What's wrong with that, you wonder.  I was holding to the letter of my law; I wasn't drinking alcohol.  But I was using the faux wine in the same way that I used real wine - as a way to calm myself down and not face head on the emotions that had been stirred up.  I was reaching for something outside of myself to avoid what was going on inside of me.

What I hope for in the future is that I will be aware enough of what I am experiencing that I will take moments throughout the day to just breath, to check out of whatever is going on and check in with myself.  Some days I just run and run and run, don't you?  What if I took some time during those days to stop what I'm doing and be still?  

I bought myself a necklace as Christmas present last year and I wear it all of the time.  It says "Be still" and I wear it because I so often forget to do that.  You may know that is the beginning of a passage in the Bible that says "Be still and know that I am God."  When I bought the necklace I wasn't ready to finish the verse.  I found a lot of jewelery with the full verse, but it took me a long time to find one that simply said "be still".  I think now I am ready and it is helpful to me to know that he is God and I am not.  I don't have to do or be everything; I can relax and know that he is in charge. 

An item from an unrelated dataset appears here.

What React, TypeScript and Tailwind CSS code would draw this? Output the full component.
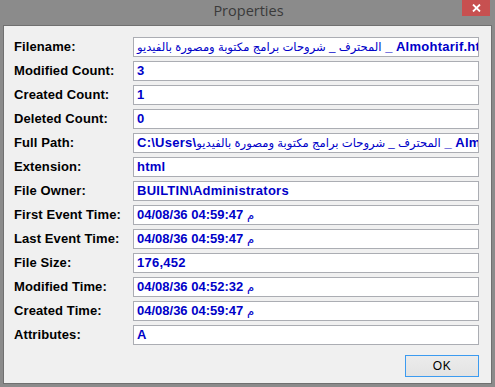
import React from "react";

const AR = "المحترف _ شروحات برامج مكتوبة ومصورة بالفيديو";

function Ar({ children }: { children: React.ReactNode }) {
  return <span className="font-normal text-[11.6px]">{children}</span>;
}

const rows: { label: string; value: React.ReactNode }[] = [
  { label: "Filename:", value: <>{<Ar>{AR}</Ar>} _ Almohtarif.html</> },
  { label: "Modified Count:", value: "3" },
  { label: "Created Count:", value: "1" },
  { label: "Deleted Count:", value: "0" },
  { label: "Full Path:", value: <>C:\Users\{<Ar>{AR}</Ar>} _ Almohtarif.html</> },
  { label: "Extension:", value: "html" },
  { label: "File Owner:", value: "BUILTIN\\Administrators" },
  { label: "First Event Time:", value: <>04/08/36 04:59:47 <Ar>م</Ar></> },
  { label: "Last Event Time:", value: <>04/08/36 04:59:47 <Ar>م</Ar></> },
  { label: "File Size:", value: "176,452" },
  { label: "Modified Time:", value: <>04/08/36 04:52:32 <Ar>م</Ar></> },
  { label: "Created Time:", value: <>04/08/36 04:59:47 <Ar>م</Ar></> },
  { label: "Attributes:", value: "A" },
];

export default function App() {
  return (
    <div className="w-[495px] h-[387px] bg-[#8b8b8b] flex flex-col font-['Liberation_Sans','DejaVu_Sans',sans-serif] overflow-hidden">
      <div className="h-[25px] relative flex items-start justify-center shrink-0">
        <span className="font-['Open_Sans',sans-serif] text-[14.5px] leading-[20px] text-[#3a3a3a] mt-[1px] pl-[2px]">
          Properties
        </span>
        <div className="absolute right-[5px] top-0 w-[28px] h-[16px] bg-[#c75050] flex items-center justify-center">
          <svg width="9" height="8" viewBox="0 0 9 8">
            <path d="M1 0.5 L8 7.5 M8 0.5 L1 7.5" stroke="#ffffff" strokeWidth="1.8" />
          </svg>
        </div>
      </div>
      <div className="flex-1 mx-[3px] mb-[3px] bg-[#f0f0f0] border border-[#707070] pt-[11px] pl-[10px] flex flex-col">
        <div className="w-[465px] grid grid-cols-[119px_346px] gap-y-[4px] items-center">
          {rows.map((r) => (
            <React.Fragment key={r.label}>
              <div className="text-[13px] font-bold tracking-[0.1px] text-black leading-[20px] whitespace-nowrap">
                {r.label}
              </div>
              <div className="h-[20px] bg-white border border-[#abadb3] pl-[3px] overflow-hidden whitespace-nowrap text-[13px] font-bold tracking-[0.25px] text-[#0000c8] leading-[18px]">
                {r.value}
              </div>
            </React.Fragment>
          ))}
        </div>
        <div className="w-[465px] flex justify-end mt-[10px]">
          <button className="w-[74px] h-[22px] border border-[#3c9bf0] bg-gradient-to-b from-[#ececec] to-[#e3e3e3] text-[12px] text-black font-['Liberation_Sans',sans-serif] flex items-center justify-center tracking-[0.5px]">
            OK
          </button>
        </div>
      </div>
    </div>
  );
}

But until I can make it a regular habit to check in with myself during the day I don't want to be using fake wine or fake beer in the same way that I used alcohol before.  That would make this whole year long experiment pointless.  I wouldn't learn anything.  

I need to be able to sit with the feelings that come up at precisely those times when I reach out for something.  After wearing this necklace for a year, I really do need to be still.

 

Thursday, December 19, 2013

Habits


I am amazed at how uneventful this has been so far. 

I feel like I should be either A) struggling more or B) learning great lessons about myself or C) both of the above.  The only thing I've learned so far is that my nightly wine habit was merely that, a habit, and one that was easy to break.  I've been to one holiday party where I normally would have had a glass or two of wine, and having water instead was no big deal.

Unfortunately there's this little lizard named Yes Butt who lives on my shoulder and whispers in my ear 
  • ... you haven't really been tested
  • ... things will be harder the longer this goes on
  • ... you won't be able to resist a glass of wine on the deck in the spring
  • ... you can't do this
You know what?  Here's the thing.  That right there is exactly what I have conditioned myself to expect.  I've lived a long time with that voice in my head but it is time to accept that Yes Butt is getting tinier and tinier every day.  If I pay attention to what I'm actually thinking and not what I expect to be thinking I barely hear him at all anymore.  

Have you ever had that happen?  You look at something that you have believed about yourself for a long time and ask yourself "Is that really true?"  Sure, it was probably true at one point, but somewhere along the line I changed, and those thoughts no longer line up with reality.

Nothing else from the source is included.